I know what you’re thinking. Kindergarten is the new first grade. Kids should spend more time at home, not at school. Testing is already out of control, and making the school day longer will only make things worse. But who said anything about testing? The last thing I think kids in elementary school need is more time prepping for tests, let alone being remediated for not doing well enough on a test or being tested again in advance of yet another test. You know what kids in elementary school need? Recess. Art. Music. Social Studies. Seriously, people: your kids really need social studies. Have you been watching what’s going on in the world?

And that’s the elegance at the heart of this solution: by rearranging school start times, we could actually take a step back toward a sane—and, dare I say, even enjoyable—school experience for the kids who attend them. For elementary kids, a longer school day could be filled with more enriching experiences, and with much-needed breaks from academic learning. For older kids, starting later could have a decidedly positive impact on their ability to arrive at school alert and ready to learn. I believe the proper term for this is killing two birds with one stone.

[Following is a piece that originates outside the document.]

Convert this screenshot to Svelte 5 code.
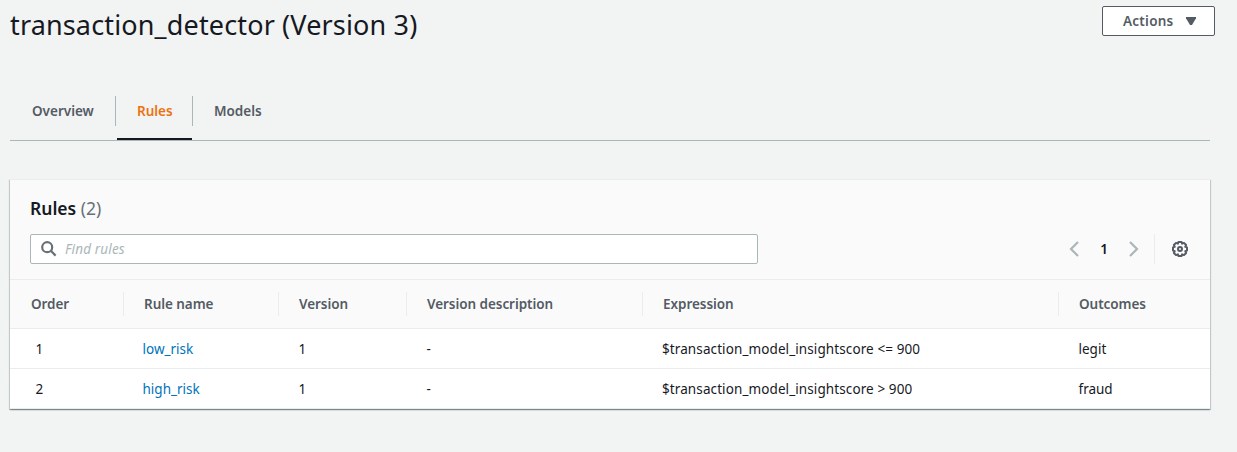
<script>
  const tabs = ['Overview', 'Rules', 'Models'];
  let active = $state('Rules');
  const columns = ['Order', 'Rule name', 'Version', 'Version description', 'Expression', 'Outcomes'];
  const rows = [
    { order: 1, name: 'low_risk', version: 1, description: '-', expression: '$transaction_model_insightscore <= 900', outcome: 'legit' },
    { order: 2, name: 'high_risk', version: 1, description: '-', expression: '$transaction_model_insightscore > 900', outcome: 'fraud' }
  ];
</script>

<main>
  <header>
    <h1>transaction_detector (Version 3)</h1>
    <button class="actions"><span>Actions</span>
      <svg width="10" height="8" viewBox="0 0 10 8"><path d="M0 0h10v1.2L6 8H4L0 1.2z" fill="currentColor" /></svg>
    </button>
  </header>

  <nav>
    {#each tabs as tab}
      <button class="tab" class:active={tab === active} onclick={() => (active = tab)}><span>{tab}</span></button>
    {/each}
  </nav>

  <section>
    <div class="top">
      <h2>Rules <span>(2)</span></h2>
      <div class="tools">
        <label class="search">
          <svg width="16" height="16" viewBox="0 0 16 16" fill="none" stroke="#687078" stroke-width="2.2"><circle cx="6.2" cy="6.2" r="5" /><path d="M9.8 9.8l4.8 4.8" /></svg>
          <input placeholder="Find rules" />
        </label>
        <div class="pager">
          <svg width="10" height="16" viewBox="0 0 10 16" fill="none" stroke="#aab7b8" stroke-width="2.2"><path d="M9 1L2 8l7 7" /></svg>
          <b>1</b>
          <svg width="10" height="16" viewBox="0 0 10 16" fill="none" stroke="#aab7b8" stroke-width="2.2"><path d="M1 1l7 7-7 7" /></svg>
        </div>
        <div class="settings">
          <svg width="16" height="16" viewBox="0 0 16 16" fill="none" stroke="#545b64" stroke-width="2" stroke-linejoin="round"><path d="M6.4 1h3.2l.5 1.7 1.9-.8 2.1 2.1-.8 1.9 1.7.5v3.2l-1.7.5.8 1.9-2.1 2.1-1.9-.8-.5 1.7H6.4l-.5-1.7-1.9.8L1.9 12l.8-1.9L1 9.6V6.4l1.7-.5L1.9 4 4 1.9l1.9.8z" /><circle cx="8" cy="8" r="2" /></svg>
        </div>
      </div>
    </div>
    <div class="row head">
      {#each columns as c}<div><span>{c}</span></div>{/each}
    </div>
    {#each rows as r}
      <div class="row">
        <div class="order">{r.order}</div>
        <div><a href="#{r.name}">{r.name}</a></div>
        <div>{r.version}</div>
        <div>{r.description}</div>
        <div class="expression">{r.expression}</div>
        <div>{r.outcome}</div>
      </div>
    {/each}
  </section>
</main>

<style>
  :global(body) { background: #f2f3f3; }
  main { box-sizing: border-box; height: 452px; padding: 0 22px 0 10px; font: 13.5px/20px 'Noto Sans', sans-serif; color: #16191f; overflow: hidden; }
  button { font: inherit; }
  header { display: flex; justify-content: space-between; height: 81px; }
  h1 { margin: 5px 0 0; font-size: 27px; line-height: 40px; font-weight: 400; letter-spacing: 0.15px; white-space: nowrap; }
  .actions { box-sizing: border-box; width: 113px; height: 30px; margin-top: 6px; padding: 0 18px 0 20px; display: flex; align-items: center; justify-content: space-between; border: 1px solid #545b64; border-radius: 2px; background: #fff; color: #545b64; font-size: 13.5px; font-weight: 650; letter-spacing: 0.25px; }
  nav { display: flex; box-sizing: border-box; width: 1200px; height: 60px; padding-top: 15px; border-bottom: 1px solid #aab7b8; }
  .tab { display: flex; box-sizing: border-box; width: 77px; height: 44px; padding: 0; border: 0; background: none; color: #545b64; font-size: 13.5px; font-weight: 650; }
  .tab span { box-sizing: border-box; width: 100%; height: 30px; line-height: 30px; text-align: left; padding-left: 21px; border-right: 1px solid #aab7b8; }
  .tab:first-child { width: 106px; }
  .tab:first-child span { padding-left: 22px; }
  .tab:last-child span { border: 0; }
  .tab.active { color: #ec7211; background: linear-gradient(#16191f, #16191f) 1px 100% / 75px 2px no-repeat; }
  section { width: 1200px; margin-top: 39px; background: #fff; box-shadow: 0 1px 1px rgba(0, 28, 36, .3), 1px 1px 1px rgba(0, 28, 36, .15), -1px 1px 1px rgba(0, 28, 36, .15); }
  .top { box-sizing: border-box; height: 101px; margin-top: -1px; padding: 17px 20px 0; background: #fafafa; border-top: 1px solid #eaeded; border-bottom: 1px solid #eaeded; }
  h2 { margin: 0; font-size: 17.5px; line-height: 22px; height: 37px; font-weight: 650; }
  h2 span { font-weight: 400; color: #687078; }
  .tools { display: flex; align-items: center; }
  .search { box-sizing: border-box; width: 728px; height: 30px; padding-left: 10px; display: flex; align-items: center; gap: 8px; border: 1px solid #aab7b8; border-radius: 2px; background: #fff; }
  input { border: 0; padding: 0; outline: 0; background: none; font: inherit; letter-spacing: 0.15px; }
  input::placeholder { color: #aab7b8; font-style: italic; }
  .pager { display: flex; align-items: center; justify-content: space-between; width: 70px; margin-left: auto; }
  .pager b { font-size: 13.5px; font-weight: 650; }
  .settings { box-sizing: border-box; height: 30px; width: 36px; margin-left: 15px; padding-left: 17px; display: flex; align-items: center; border-left: 1px solid #eaeded; }
  .settings svg { flex: none; }
  .row { display: grid; grid-template-columns: 113px 155px 128px 236px 416px 152px; align-items: center; box-sizing: border-box; height: 40px; border-bottom: 1px solid #eaeded; }
  .row > div { padding-left: 20.5px; white-space: nowrap; }
  .row > div:nth-child(2) { padding-left: 19.5px; }
  .row .order { padding-left: 25.5px; }
  .row .expression { padding-left: 20px; letter-spacing: 0.1px; }
  .head { height: 49px; background: #fafafa; font-size: 13.5px; font-weight: 650; color: #545b64; }
  .head > div, .head > div:nth-child(2) { height: 24px; line-height: 24px; box-sizing: border-box; padding-left: 20px; border-left: 1px solid #eaeded; letter-spacing: -0.05px; }
  .head > div:first-child { border-left: 0; padding-left: 21px; }
  a { color: #0073bb; text-decoration: none; }
</style>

Moreover, by “sandwiching” the elementary day (8:30 to 4:30, say) around the secondary school day (9:00 to 4:00, for example), districts could potentially avoid the two major problems that parents identify when changes are proposed. If secondary students started school later than elementary kids did, older brothers and sisters might still be home before younger brothers and sisters get on the bus. By keeping elementary kids in school a little longer, older brothers and sisters could potentially be home already when their younger brothers and sisters get off the bus too. And starting no school day before 8:30 should help alleviate concerns about kids waiting for the bus in the dark—a very real safety concern.

There would still be concerns, and real ones. Could a plan like this work logistically? Districts would have to figure that out for themselves based on the distance between schools and other factors. A better question is: what would elementary students do with all this extra time? Eight hours is, after all, a long time to spend at school. But eight hours is not that much longer than 6 hours and 35 minutes, which is the amount of time elementary students spend in school here in our district now and seems to be pretty standard. Filling it with music, art, recess, and social studies—I’m telling you, folks, social studies— would be easy enough. If we were willing to pay for it.

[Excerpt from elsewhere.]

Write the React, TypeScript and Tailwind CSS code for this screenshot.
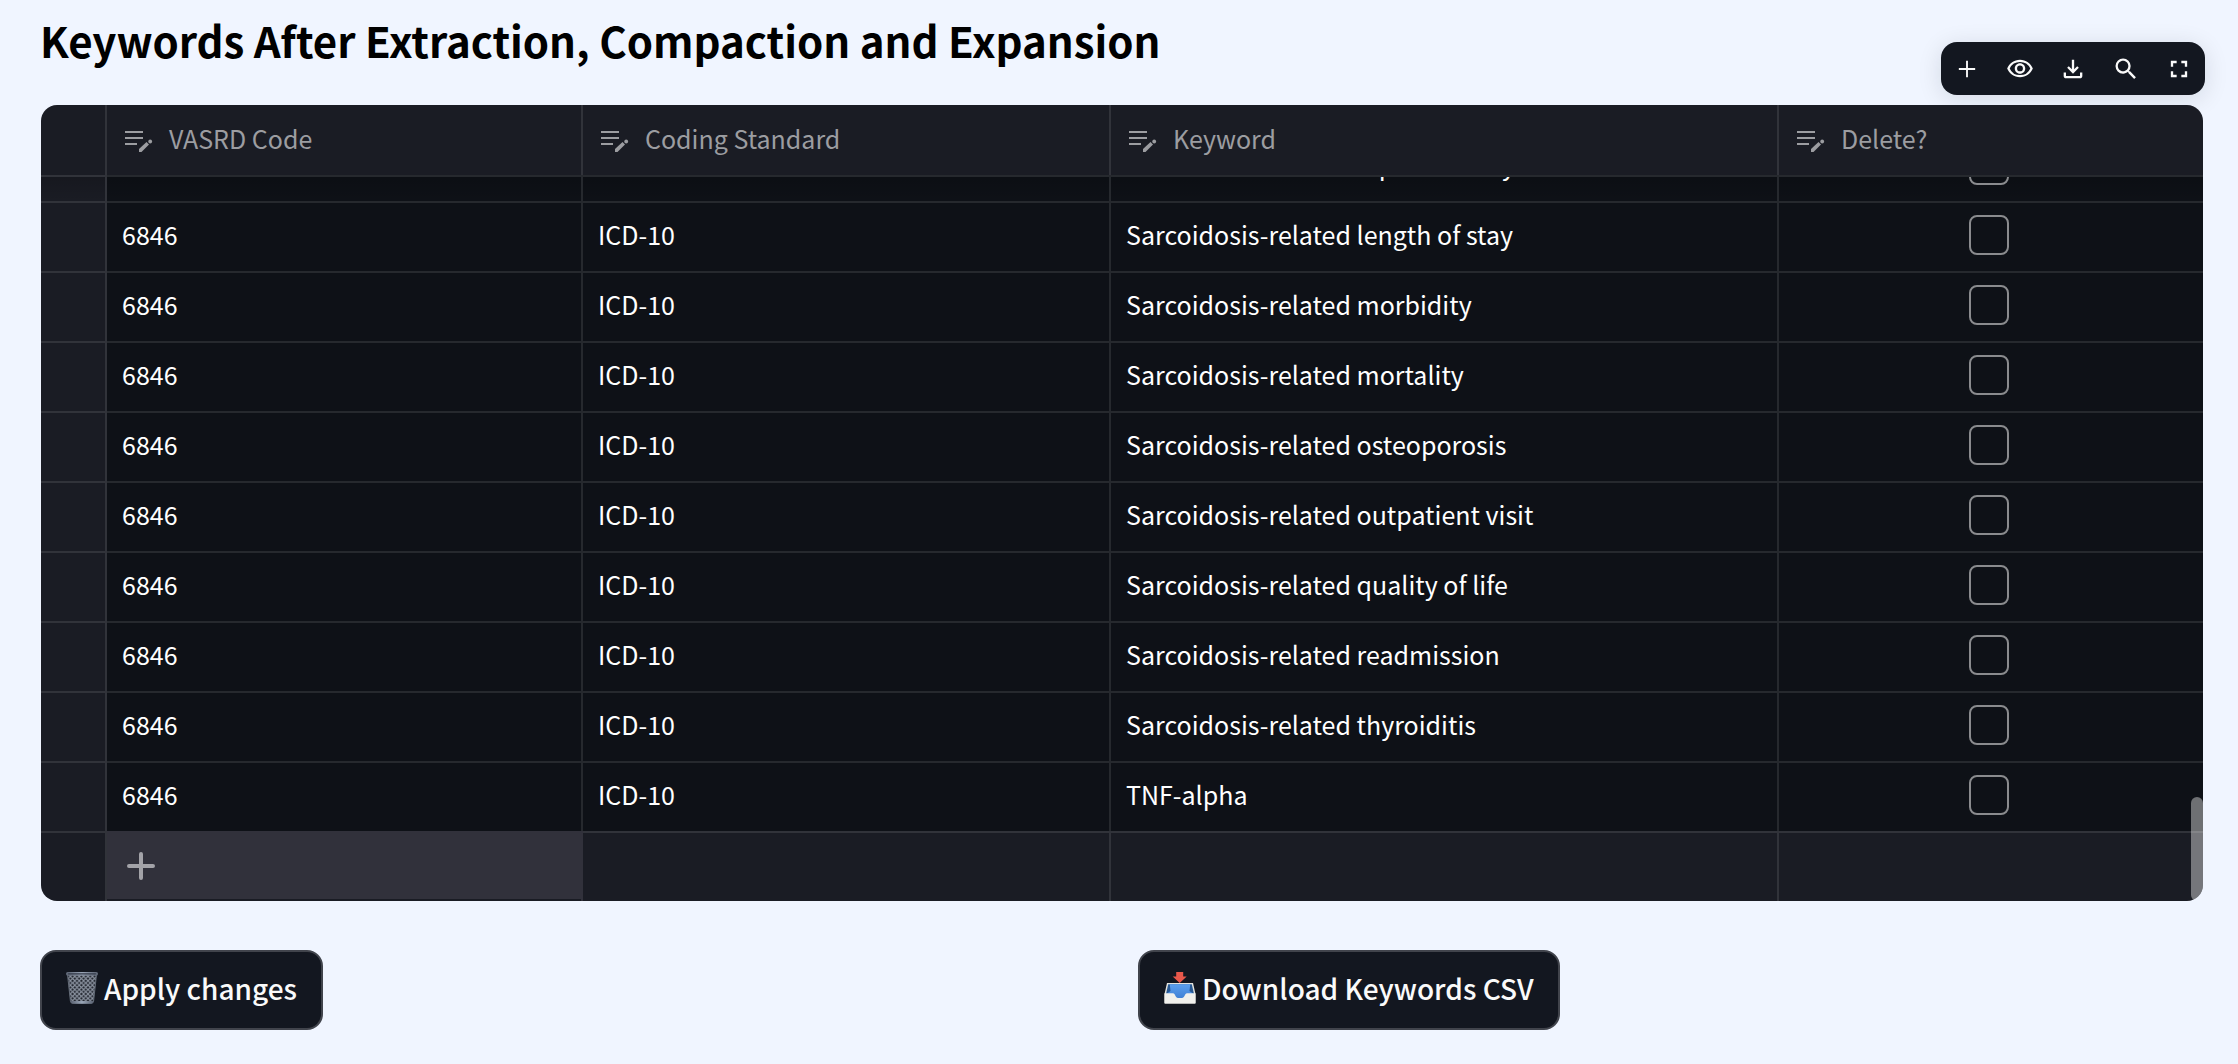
import type { ReactNode } from "react";

const keywords = [
  "Sarcoidosis-related length of stay",
  "Sarcoidosis-related morbidity",
  "Sarcoidosis-related mortality",
  "Sarcoidosis-related osteoporosis",
  "Sarcoidosis-related outpatient visit",
  "Sarcoidosis-related quality of life",
  "Sarcoidosis-related readmission",
  "Sarcoidosis-related thyroiditis",
  "TNF-alpha",
];

const columns = ["VASRD Code", "Coding Standard", "Keyword", "Delete?"];

const tools = [
  { label: "Add row", path: "M19 12.800h-6.200V19h-1.600v-6.200H5v-1.600h6.200V5h1.600v6.200H19z" },
  {
    label: "Show or hide columns",
    path: "M12 6a9.77 9.77 0 0 1 8.82 5.5 9.647 9.647 0 0 1-17.64 0A9.77 9.77 0 0 1 12 6m0-2C7 4 2.73 7.11 1 11.5 2.73 15.89 7 19 12 19s9.27-3.11 11-7.5C21.27 7.11 17 4 12 4zm0 5a2.5 2.5 0 0 1 0 5 2.5 2.5 0 0 1 0-5m0-2c-2.48 0-4.5 2.02-4.5 4.5S9.52 16 12 16s4.5-2.02 4.5-4.5S14.48 7 12 7z",
  },
  {
    label: "Download as CSV",
    path: "M18 15v3H6v-3H4v3c0 1.1.9 2 2 2h12c1.1 0 2-.9 2-2v-3h-2zm-1-4-1.41-1.41L13 12.17V4h-2v8.17L8.41 9.59 7 11l5 5 5-5z",
  },
  {
    label: "Search",
    path: "M15.5 14h-.79l-.28-.27A6.471 6.471 0 0 0 16 9.5 6.5 6.5 0 1 0 9.5 16c1.61 0 3.09-.59 4.23-1.57l.27.28v.79l5 4.99L20.49 19l-4.99-5zm-6 0C7.01 14 5 11.99 5 9.5S7.01 5 9.5 5 14 7.01 14 9.5 11.99 14 9.5 14z",
  },
  {
    label: "Fullscreen",
    path: "M7 14H5v5h5v-2H7v-3zm-2-4h2V7h3V5H5v5zm12 7h-3v2h5v-5h-2v3zM14 5v2h3v3h2V5h-5z",
  },
];

function EditListIcon() {
  return (
    <svg className="h-6 w-7 shrink-0" viewBox="0 0 28 24" fill="none" stroke="currentColor" aria-hidden="true">
      <path d="M0 4h18M0 10h18M0 16h12" strokeWidth="2" />
      <path d="M14 24v-3L21.500 14l2.500 2.500-7.500 7.500z" fill="currentColor" stroke="none" />
      <circle cx="25.200" cy="13.500" r="1.900" fill="currentColor" stroke="none" />
    </svg>
  );
}

function TrashIcon() {
  return (
    <svg className="h-8 w-8 shrink-0" viewBox="0 0 32 32" aria-hidden="true">
      <defs>
        <pattern id="mesh" width="4.400" height="4.400" patternUnits="userSpaceOnUse">
          <rect width="4.400" height="4.400" fill="#20242d" />
          <path d="M0 0l4.400 4.400M4.400 0L0 4.400" stroke="#8b93a0" strokeWidth="1.100" />
        </pattern>
        <linearGradient id="rim" x1="0" x2="1" y1="0" y2="0">
          <stop offset="0" stopColor="#596170" />
          <stop offset=".5" stopColor="#9aa6b8" />
          <stop offset="1" stopColor="#596170" />
        </linearGradient>
      </defs>
      <path d="M1.500 2.500h29L27.600 29q-.2 2-2 2H6.400q-1.800 0-2-2z" fill="url(#mesh)" stroke="#626a76" strokeWidth="1" />
      <path d="M4.400 29h23.200l-.3 1.600q-.2 1.100-1.800 1.100h-19q-1.600 0-1.800-1.100z" fill="url(#rim)" />
      <rect x="0" y="0" width="32" height="3.600" rx="1.500" fill="url(#rim)" />
      <rect x="2" y="1.200" width="28" height="1.200" rx=".6" fill="#343b49" />
    </svg>
  );
}

function InboxIcon() {
  return (
    <svg className="h-8 w-8 shrink-0" viewBox="0 0 32 32" aria-hidden="true">
      <defs>
        <linearGradient id="tray" x1="0" x2="0" y1="0" y2="1">
          <stop offset="0" stopColor="#5b9fee" />
          <stop offset="1" stopColor="#3f7fd4" />
        </linearGradient>
      </defs>
      <path d="M3 11h26l2.500 11v9.500H.5V22z" fill="#e4e3dd" />
      <path d="M4.200 12.200h23.600L30 22H2z" fill="#275791" />
      <path d="M5.800 12.200h20.400L25.500 19l4.300 3v5H2.200v-5l4.300-3z" fill="url(#tray)" />
      <path d="M.5 21.200H9c2.400 0 2.300 4.800 5 4.800h4c2.700 0 2.600-4.800 5-4.800h8.500v9.600q0 .7-.7.700H1.200q-.7 0-.7-.7z" fill="#f1f0ec" />
      <path d="M12.200 0h7v4.600h3.500L15.700 11 8.700 4.600h3.500z" fill="#e8584b" />
    </svg>
  );
}

function BodyCell({ children }: { children: ReactNode }) {
  return <td className="border-t-2 border-r-2 border-white/10 bg-[#0e1117] p-0 last:border-r-0">{children}</td>;
}

function KeywordRow({ keyword, clipped }: { keyword: string; clipped?: boolean }) {
  const frame = clipped
    ? "flex h-6 items-end overflow-hidden bg-linear-to-b from-black/15 to-transparent"
    : "flex h-[68px] items-end overflow-hidden";
  const text = "flex h-[68px] w-full shrink-0 items-center pb-1.5 pl-[15px] whitespace-nowrap";
  return (
    <tr>
      <td className="border-t-2 border-r-2 border-white/10 bg-[#1a1c24] p-0">
        <div className={frame} />
      </td>
      <BodyCell>
        <div className={frame}>{!clipped && <div className={text}>6846</div>}</div>
      </BodyCell>
      <BodyCell>
        <div className={frame}>{!clipped && <div className={text}>ICD-10</div>}</div>
      </BodyCell>
      <BodyCell>
        <div className={frame}>
          <div className={text}>{keyword}</div>
        </div>
      </BodyCell>
      <BodyCell>
        <div className={frame}>
          <div className="flex h-[68px] w-full shrink-0 items-center justify-center pr-1 pb-1">
            <input
              type="checkbox"
              aria-label={`Delete ${keyword}`}
              className="size-10 appearance-none rounded-lg border-2 border-[#8a8b8e] checked:bg-[#ff4b4b]"
            />
          </div>
        </div>
      </BodyCell>
    </tr>
  );
}

const actionButton =
  "flex h-20 items-center gap-1.5 rounded-2xl border-2 border-[#41444c] bg-[#131720] px-6 pb-1 font-medium whitespace-nowrap";

export default function App() {
  return (
    <main className="min-h-screen bg-[#f0f5ff] pr-[34px] pb-6 pl-10 font-['Noto_Sans_CJK_SC','Source_Sans_Pro',sans-serif] text-[25px] leading-9 text-[#fafafa]">
      <h2 className="pt-[10px] pb-[35px] text-[42px] leading-[60px] font-bold text-black">
        Keywords After Extraction, Compaction and Expansion
      </h2>

      <section className="relative px-px">
        <div className="absolute -top-[63px] -right-px flex h-[53px] w-[264px] items-center justify-between rounded-2xl bg-[#131720] px-3 shadow-[0_4px_24px_rgba(19,23,32,0.12)]">
          {tools.map((tool) => (
            <button key={tool.label} type="button" aria-label={tool.label}>
              <svg className="size-7" viewBox="0 0 24 24" fill="currentColor" aria-hidden="true">
                <path d={tool.path} />
              </svg>
            </button>
          ))}
        </div>

        <div className="relative overflow-hidden rounded-2xl bg-[#1a1c24]">
          <table className="w-full table-fixed border-separate border-spacing-0 text-left">
            <colgroup>
              <col className="w-[66px]" />
              <col className="w-[476px]" />
              <col className="w-[528px]" />
              <col className="w-[668px]" />
              <col />
            </colgroup>
            <thead>
              <tr className="text-[#9c9da1]">
                <td className="border-r-2 border-white/10" />
                {columns.map((name) => (
                  <th key={name} scope="col" className="border-r-2 border-white/10 p-0 font-normal last:border-r-0">
                    <div className="flex h-[70px] items-center gap-4 pl-[18px]">
                      <EditListIcon />
                      <span className="pb-1">{name}</span>
                    </div>
                  </th>
                ))}
              </tr>
            </thead>
            <tbody className="text-white">
              <KeywordRow keyword="Sarcoidosis-related inpatient stay" clipped />
              {keywords.map((keyword) => (
                <KeywordRow key={keyword} keyword={keyword} />
              ))}
              <tr>
                <td className="border-t-2 border-r-2 border-white/10" />
                <td className="border-t-2 border-r-2 border-[#31313b] p-0">
                  <div className="h-[68px] pb-0.5">
                    <button
                      type="button"
                      aria-label="Add a row"
                      className="flex h-full w-full items-center bg-[#31313b] pl-5 text-[#a3a3a8]"
                    >
                      <svg className="size-7" viewBox="0 0 28 28" stroke="currentColor" strokeWidth="4" strokeLinecap="round" aria-hidden="true">
                        <path d="M14 2v24M2 14h24" />
                      </svg>
                    </button>
                  </div>
                </td>
                <td className="border-t-2 border-r-2 border-white/10" />
                <td className="border-t-2 border-r-2 border-white/10" />
                <td className="border-t-2 border-white/10" />
              </tr>
            </tbody>
          </table>
          <div className="absolute right-0 bottom-0 h-[104px] w-3 rounded-md bg-white/40" />
        </div>
      </section>

      <div className="mt-[49px] grid grid-cols-2 gap-8 text-[28px]">
        <div>
          <button type="button" className={actionButton}>
            <TrashIcon />
            Apply changes
          </button>
        </div>
        <div>
          <button type="button" className={actionButton}>
            <InboxIcon />
            Download Keywords CSV
          </button>
        </div>
      </div>
    </main>
  );
}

And if some teachers would be willing to consider working a slightly longer day. If I were a teacher right now I’d say: no thanks. Like that old Texas saying goes, fool me and you can’t get fooled again. Teachers know that, like all other workers, they are being asked to do more for less. I’m not arguing for that at all. If we ask teachers to do more, we’ll need to find a way to pay them more. If we need to hire teachers to offer art and music classes, we need to pay them what their work is worth. If we need to ask them to suprvise a longer lunch or recess, we need to pony up. Any change in the teacher work day should be accompanied by a commensurate change in pay. That should be understood, even if it would prevent many districts from making a change like this.

But they should. They should do it because it’s the right thing to do. School boards and school administrators (and other elected officials who hold the purse strings) should make decisions in the best interests of kids, and this kind of change would be good for kids. It also, not for nothing, would be immensely helpful to parents who worry about the health of their children. But to make it happen parents and teachers need to agitate for this kind of change. Teachers can make a professional argument (research-based, I might add) in favor of these kinds of changes. Parents need to make school boards understand that asking their kids to be up at 5:30 every morning is not good for their mental or physical health and adds undue stress to what should be a time in their lives focused almost entirely on personal growth.

In short, we should make it easier for kids to go to school and get something out of it, even if it means making a few sacrifices on our part. As it stands the choices we make now too often do the opposite. We can do better than that.